Another example in Figure 5 shows the efficacy of bilingual inputs. The AMR parsed by basic sequence-to-sequence model does not contain correct semantics. This model predicts many erroneous concepts such as launch-01, possible-01. Besides, the semantics of original sentence did not lose power is changed into have no electricity. The AMR produced by sequence-to-sequence model with bilingual input is almost correct except missing of concept silo. This example reveals that our bilingual input enables the parser to predict more accurate concepts and preserve the semantics of the sentence.

We also show an attention heatmap of an example in test set in Figure 4. This attention pattern shows that our parser can predict AMR tokens based on English translation (e.g. recommend-01) and based on both English and Spanish tokens (e.g. good-02).

In this paper, we focus on cross-lingual AMR parsing. Previous works have deficiency in predicting correct AMR concepts. We thus introduce bilingual inputs as well as an auxiliary task to predict more accurate concepts and their relations in AMR graphs.
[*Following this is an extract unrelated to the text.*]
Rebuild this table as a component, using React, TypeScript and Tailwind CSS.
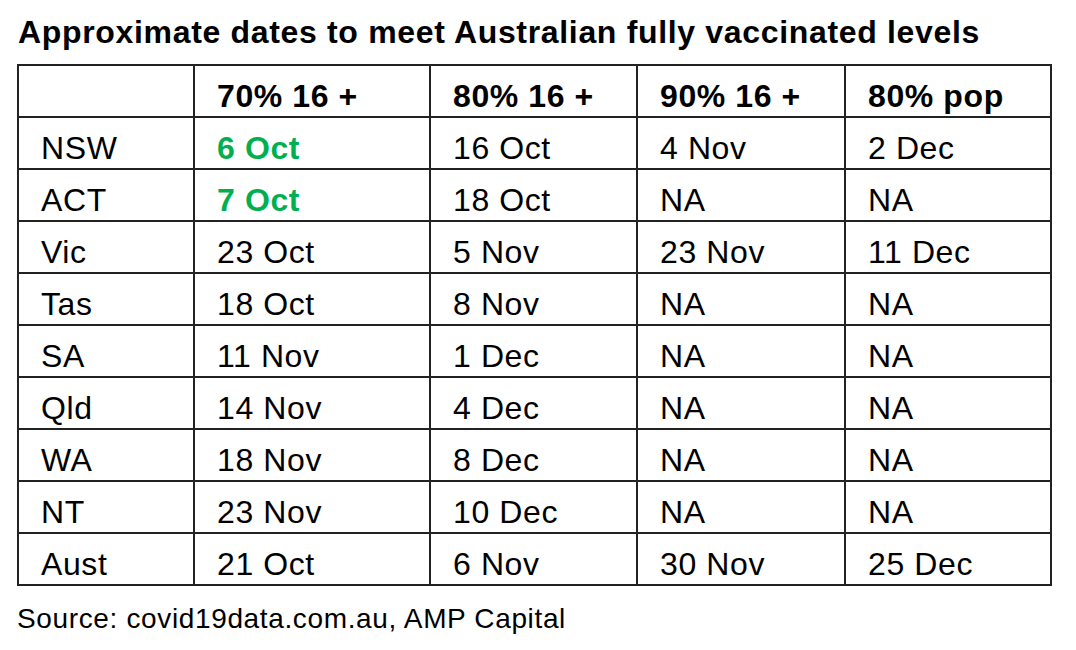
import React from "react";

const widths = ["w-[176px]", "w-[236px]", "w-[207px]", "w-[208px]", "w-[206px]"];

const header = ["", "70% 16 +", "80% 16 +", "90% 16 +", "80% pop"];

const rows: string[][] = [
  ["NSW", "6 Oct", "16 Oct", "4 Nov", "2 Dec"],
  ["ACT", "7 Oct", "18 Oct", "NA", "NA"],
  ["Vic", "23 Oct", "5 Nov", "23 Nov", "11 Dec"],
  ["Tas", "18 Oct", "8 Nov", "NA", "NA"],
  ["SA", "11 Nov", "1 Dec", "NA", "NA"],
  ["Qld", "14 Nov", "4 Dec", "NA", "NA"],
  ["WA", "18 Nov", "8 Dec", "NA", "NA"],
  ["NT", "23 Nov", "10 Dec", "NA", "NA"],
  ["Aust", "21 Oct", "6 Nov", "30 Nov", "25 Dec"],
];

function Cell({ i, children, cls }: { i: number; children: React.ReactNode; cls?: string }) {
  return (
    <div
      className={`${widths[i]} h-[52px] shrink-0 border-r-2 border-b-2 border-[#222] pl-[22px] pt-[14px] text-[32px] leading-[32px] tracking-[0.6px] whitespace-nowrap ${cls ?? ""}`}
    >
      {children}
    </div>
  );
}

export default function App() {
  return (
    <div
      className="w-[1076px] h-[650px] bg-white text-black overflow-hidden"
      style={{ fontFamily: '"Liberation Sans", Arial, sans-serif' }}
    >
      <div className="pl-[18px] pt-[16px] text-[32px] leading-[32px] font-bold tracking-[0.67px] whitespace-nowrap">
        Approximate dates to meet Australian fully vaccinated levels
      </div>
      <div className="ml-[17px] mt-[16px] w-[1035px] border-l-2 border-t-2 border-[#222] flex flex-col">
        <div className="flex">
          {header.map((h, i) => (
            <Cell key={i} i={i} cls="font-bold">
              {h}
            </Cell>
          ))}
        </div>
        {rows.map((r, ri) => (
          <div key={ri} className="flex">
            {r.map((c, i) => (
              <Cell key={i} i={i} cls={i === 1 && ri < 2 ? "font-bold text-[#00b050]" : ""}>
                {c}
              </Cell>
            ))}
          </div>
        ))}
      </div>
      <div className="pl-[17px] mt-[19px] text-[28px] leading-[28px] tracking-[0.64px] whitespace-nowrap">
        Source: covid19data.com.au, AMP Capital
      </div>
    </div>
  );
}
Empirical results on data in German, Italian, Spanish and Chinese demonstrate the efficacy of our proposed method. We also conduct ablation study to further verify the significance of the bilingual inputs and auxiliary task. For future work, we will attempt to adapt other methods used in English AMR parsing to cross-lingual AMR parsing, such as pre-training and self-training.

This work was supported by National Natural Science Foundation of China (61772036), Beijing Academy of Artificial Intelligence (BAAI) and Key Laboratory of Science, Technology and Standard in Press Industry (Key Laboratory of Intelligent Press Media Technology). We appreciate the anonymous reviewers for their helpful comments. Xiaojun Wan is the corresponding author.